* **Exercise description**
Look through the data below and return each line where "page" appears.
• • • •
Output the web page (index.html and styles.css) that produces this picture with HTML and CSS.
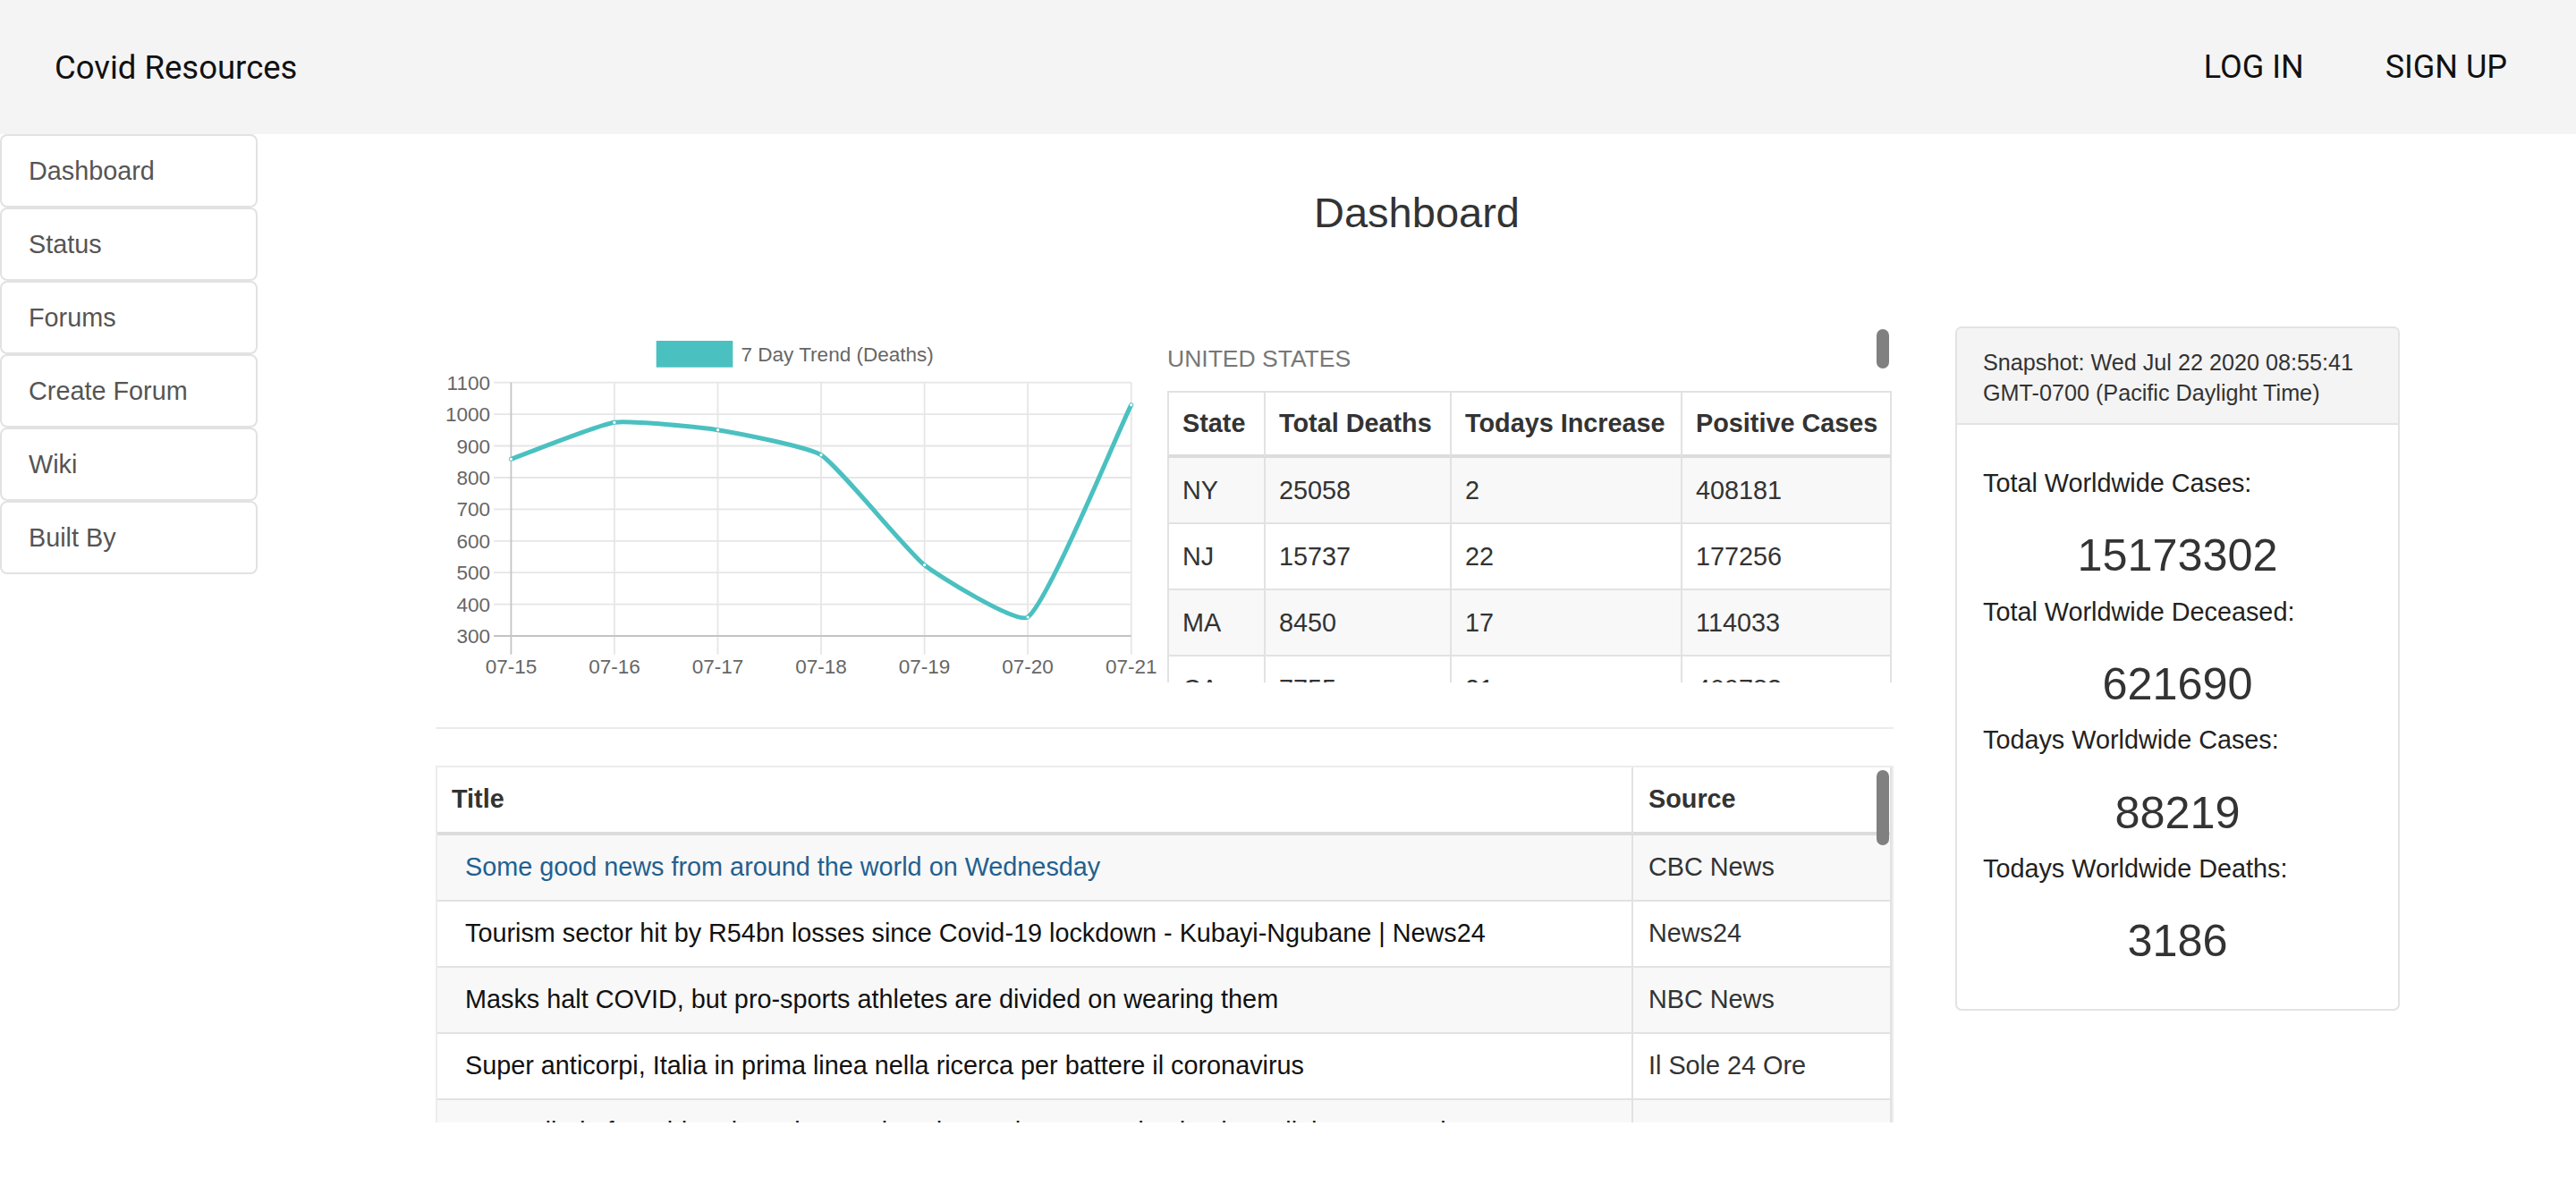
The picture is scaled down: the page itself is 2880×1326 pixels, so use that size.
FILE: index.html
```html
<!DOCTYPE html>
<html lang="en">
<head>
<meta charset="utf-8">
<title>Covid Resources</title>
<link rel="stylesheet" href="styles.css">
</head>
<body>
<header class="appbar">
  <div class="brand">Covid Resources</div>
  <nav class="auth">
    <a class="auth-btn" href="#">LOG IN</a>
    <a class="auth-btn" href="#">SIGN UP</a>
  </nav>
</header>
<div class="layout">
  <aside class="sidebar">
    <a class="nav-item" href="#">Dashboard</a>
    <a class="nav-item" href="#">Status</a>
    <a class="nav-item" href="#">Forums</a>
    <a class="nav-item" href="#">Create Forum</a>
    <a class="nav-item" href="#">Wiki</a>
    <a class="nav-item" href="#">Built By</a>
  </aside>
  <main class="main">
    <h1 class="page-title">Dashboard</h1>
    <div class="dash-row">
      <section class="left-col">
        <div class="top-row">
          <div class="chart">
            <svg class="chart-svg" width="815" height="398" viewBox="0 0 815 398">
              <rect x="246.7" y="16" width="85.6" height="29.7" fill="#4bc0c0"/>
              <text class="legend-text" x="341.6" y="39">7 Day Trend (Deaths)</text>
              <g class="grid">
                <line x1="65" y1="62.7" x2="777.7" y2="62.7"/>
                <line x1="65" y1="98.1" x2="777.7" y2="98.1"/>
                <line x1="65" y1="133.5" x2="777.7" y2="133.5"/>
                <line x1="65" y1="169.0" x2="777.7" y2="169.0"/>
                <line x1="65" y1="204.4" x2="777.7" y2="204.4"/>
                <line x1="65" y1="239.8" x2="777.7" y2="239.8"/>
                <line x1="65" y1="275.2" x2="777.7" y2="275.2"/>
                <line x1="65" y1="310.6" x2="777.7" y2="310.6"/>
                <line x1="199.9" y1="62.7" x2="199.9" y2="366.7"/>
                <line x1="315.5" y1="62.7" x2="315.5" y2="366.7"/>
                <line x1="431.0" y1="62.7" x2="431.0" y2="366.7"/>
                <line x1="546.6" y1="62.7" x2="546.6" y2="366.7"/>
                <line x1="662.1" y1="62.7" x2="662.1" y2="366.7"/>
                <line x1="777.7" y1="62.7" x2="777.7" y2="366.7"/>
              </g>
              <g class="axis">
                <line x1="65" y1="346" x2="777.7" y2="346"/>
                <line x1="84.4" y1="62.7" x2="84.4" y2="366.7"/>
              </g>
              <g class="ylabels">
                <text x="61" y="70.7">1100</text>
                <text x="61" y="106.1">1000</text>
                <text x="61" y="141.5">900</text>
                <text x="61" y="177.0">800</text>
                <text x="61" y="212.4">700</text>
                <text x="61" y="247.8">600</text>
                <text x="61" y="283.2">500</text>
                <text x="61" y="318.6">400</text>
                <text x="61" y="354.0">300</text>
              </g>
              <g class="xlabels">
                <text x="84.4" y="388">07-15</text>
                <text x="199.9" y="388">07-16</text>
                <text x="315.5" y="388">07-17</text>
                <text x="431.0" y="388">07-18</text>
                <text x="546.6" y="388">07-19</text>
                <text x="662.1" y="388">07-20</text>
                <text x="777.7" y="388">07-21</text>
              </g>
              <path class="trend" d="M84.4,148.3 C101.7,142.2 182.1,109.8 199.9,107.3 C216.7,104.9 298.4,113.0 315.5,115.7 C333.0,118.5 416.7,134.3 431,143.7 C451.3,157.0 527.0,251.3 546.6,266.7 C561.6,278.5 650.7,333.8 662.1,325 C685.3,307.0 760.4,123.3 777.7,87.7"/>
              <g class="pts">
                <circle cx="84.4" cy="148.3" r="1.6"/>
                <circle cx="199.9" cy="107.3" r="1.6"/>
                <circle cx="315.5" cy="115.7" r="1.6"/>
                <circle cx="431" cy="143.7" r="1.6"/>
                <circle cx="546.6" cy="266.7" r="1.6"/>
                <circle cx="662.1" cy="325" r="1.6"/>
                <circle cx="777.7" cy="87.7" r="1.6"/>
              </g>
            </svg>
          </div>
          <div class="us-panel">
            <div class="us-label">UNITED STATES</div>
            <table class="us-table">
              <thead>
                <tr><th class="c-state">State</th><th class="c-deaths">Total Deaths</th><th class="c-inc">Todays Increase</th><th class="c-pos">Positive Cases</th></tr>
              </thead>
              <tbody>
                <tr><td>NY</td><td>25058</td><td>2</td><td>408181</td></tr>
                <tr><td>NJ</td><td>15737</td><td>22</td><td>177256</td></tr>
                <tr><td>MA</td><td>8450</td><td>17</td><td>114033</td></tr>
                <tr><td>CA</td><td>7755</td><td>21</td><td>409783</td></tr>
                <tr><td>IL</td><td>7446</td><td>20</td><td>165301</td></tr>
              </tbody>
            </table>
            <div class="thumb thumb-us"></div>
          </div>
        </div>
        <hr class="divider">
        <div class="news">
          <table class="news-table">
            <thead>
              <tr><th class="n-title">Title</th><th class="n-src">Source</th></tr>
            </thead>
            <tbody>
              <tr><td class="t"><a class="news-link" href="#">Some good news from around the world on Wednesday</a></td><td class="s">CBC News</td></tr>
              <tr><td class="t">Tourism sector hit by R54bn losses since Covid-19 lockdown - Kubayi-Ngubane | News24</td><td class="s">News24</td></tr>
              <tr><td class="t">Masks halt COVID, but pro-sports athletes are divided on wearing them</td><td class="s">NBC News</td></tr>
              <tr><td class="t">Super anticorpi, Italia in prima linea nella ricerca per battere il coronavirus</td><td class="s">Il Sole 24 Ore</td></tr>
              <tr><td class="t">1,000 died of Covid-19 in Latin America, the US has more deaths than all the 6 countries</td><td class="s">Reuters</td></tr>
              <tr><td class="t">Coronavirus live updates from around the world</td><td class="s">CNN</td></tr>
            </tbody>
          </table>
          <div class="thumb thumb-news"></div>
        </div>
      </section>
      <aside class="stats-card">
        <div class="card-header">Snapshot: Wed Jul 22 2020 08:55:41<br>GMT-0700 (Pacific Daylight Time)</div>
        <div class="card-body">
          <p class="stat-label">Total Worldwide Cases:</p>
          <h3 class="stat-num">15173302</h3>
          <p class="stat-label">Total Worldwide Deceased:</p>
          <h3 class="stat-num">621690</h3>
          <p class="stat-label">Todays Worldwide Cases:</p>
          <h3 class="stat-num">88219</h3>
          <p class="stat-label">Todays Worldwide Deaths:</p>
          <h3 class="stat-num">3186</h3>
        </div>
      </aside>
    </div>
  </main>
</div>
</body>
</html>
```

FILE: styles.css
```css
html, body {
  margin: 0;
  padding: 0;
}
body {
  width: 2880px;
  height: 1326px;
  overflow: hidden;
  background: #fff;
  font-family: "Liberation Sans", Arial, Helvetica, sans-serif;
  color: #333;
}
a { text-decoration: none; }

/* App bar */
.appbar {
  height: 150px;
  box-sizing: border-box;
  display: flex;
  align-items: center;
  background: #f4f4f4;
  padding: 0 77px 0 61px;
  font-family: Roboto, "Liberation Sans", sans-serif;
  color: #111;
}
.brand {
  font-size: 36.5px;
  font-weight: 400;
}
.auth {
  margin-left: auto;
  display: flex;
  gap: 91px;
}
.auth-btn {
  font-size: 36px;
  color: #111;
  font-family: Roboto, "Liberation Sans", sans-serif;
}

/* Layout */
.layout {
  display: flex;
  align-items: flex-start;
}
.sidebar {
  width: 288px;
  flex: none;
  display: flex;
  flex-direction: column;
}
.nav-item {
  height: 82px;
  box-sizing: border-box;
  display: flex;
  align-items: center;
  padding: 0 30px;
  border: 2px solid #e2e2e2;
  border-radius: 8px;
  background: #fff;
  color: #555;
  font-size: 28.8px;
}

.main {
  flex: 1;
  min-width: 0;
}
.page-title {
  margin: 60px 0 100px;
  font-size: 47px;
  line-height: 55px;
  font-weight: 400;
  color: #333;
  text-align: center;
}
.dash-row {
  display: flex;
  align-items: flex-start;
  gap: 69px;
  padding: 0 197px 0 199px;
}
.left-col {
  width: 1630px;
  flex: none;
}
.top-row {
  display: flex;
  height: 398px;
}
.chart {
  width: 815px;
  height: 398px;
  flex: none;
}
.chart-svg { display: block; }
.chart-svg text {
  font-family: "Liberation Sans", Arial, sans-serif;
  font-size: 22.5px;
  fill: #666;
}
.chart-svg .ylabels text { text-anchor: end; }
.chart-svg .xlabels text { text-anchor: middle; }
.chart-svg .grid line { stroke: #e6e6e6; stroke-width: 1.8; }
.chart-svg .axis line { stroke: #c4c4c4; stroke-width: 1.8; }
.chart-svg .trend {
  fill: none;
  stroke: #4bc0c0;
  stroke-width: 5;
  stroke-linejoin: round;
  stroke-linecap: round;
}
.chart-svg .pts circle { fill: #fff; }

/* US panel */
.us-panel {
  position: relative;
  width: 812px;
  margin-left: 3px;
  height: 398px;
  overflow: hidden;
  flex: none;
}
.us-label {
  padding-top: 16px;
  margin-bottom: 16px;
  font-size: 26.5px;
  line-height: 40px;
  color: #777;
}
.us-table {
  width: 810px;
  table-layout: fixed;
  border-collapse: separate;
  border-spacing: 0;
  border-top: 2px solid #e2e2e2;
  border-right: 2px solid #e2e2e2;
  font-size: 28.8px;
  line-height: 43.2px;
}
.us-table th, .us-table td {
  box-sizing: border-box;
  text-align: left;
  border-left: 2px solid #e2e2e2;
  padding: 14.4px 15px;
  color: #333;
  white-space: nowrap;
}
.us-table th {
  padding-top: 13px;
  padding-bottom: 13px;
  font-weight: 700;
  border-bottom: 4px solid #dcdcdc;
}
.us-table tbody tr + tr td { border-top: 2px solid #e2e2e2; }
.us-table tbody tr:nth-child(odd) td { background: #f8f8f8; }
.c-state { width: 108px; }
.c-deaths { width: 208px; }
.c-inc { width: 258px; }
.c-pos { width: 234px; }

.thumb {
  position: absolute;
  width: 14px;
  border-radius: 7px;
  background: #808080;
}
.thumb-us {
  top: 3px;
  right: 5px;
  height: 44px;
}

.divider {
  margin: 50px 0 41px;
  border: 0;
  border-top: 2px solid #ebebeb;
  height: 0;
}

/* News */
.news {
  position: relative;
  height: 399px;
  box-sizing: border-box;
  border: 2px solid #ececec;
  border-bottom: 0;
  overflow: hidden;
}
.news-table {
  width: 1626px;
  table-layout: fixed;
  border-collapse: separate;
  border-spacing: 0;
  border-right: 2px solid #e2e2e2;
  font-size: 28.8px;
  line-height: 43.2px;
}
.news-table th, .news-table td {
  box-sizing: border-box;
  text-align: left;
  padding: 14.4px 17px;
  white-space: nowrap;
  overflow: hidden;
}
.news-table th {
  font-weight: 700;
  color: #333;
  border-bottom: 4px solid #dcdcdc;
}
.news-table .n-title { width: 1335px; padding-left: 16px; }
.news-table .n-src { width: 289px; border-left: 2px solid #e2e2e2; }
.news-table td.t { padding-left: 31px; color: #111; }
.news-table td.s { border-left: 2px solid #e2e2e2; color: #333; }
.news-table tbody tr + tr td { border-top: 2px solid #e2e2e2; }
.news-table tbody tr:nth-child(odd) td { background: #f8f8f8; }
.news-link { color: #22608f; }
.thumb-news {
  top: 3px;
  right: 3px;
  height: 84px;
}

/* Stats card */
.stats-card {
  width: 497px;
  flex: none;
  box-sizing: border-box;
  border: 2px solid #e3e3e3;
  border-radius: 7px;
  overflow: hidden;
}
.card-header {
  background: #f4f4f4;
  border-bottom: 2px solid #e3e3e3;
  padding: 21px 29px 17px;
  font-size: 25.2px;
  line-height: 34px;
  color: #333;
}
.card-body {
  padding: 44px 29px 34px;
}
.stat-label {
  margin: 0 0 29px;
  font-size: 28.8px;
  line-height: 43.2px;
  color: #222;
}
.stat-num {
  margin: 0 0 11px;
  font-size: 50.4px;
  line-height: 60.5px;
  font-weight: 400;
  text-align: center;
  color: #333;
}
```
• • • •
* **Answer for the task**
Output the web page (index.html and styles.css) that produces this picture with HTML and CSS.
The picture is scaled down: the page itself is 2880×1326 pixels, so use that size.
    <h1 class="page-title">Dashboard</h1>
.page-title {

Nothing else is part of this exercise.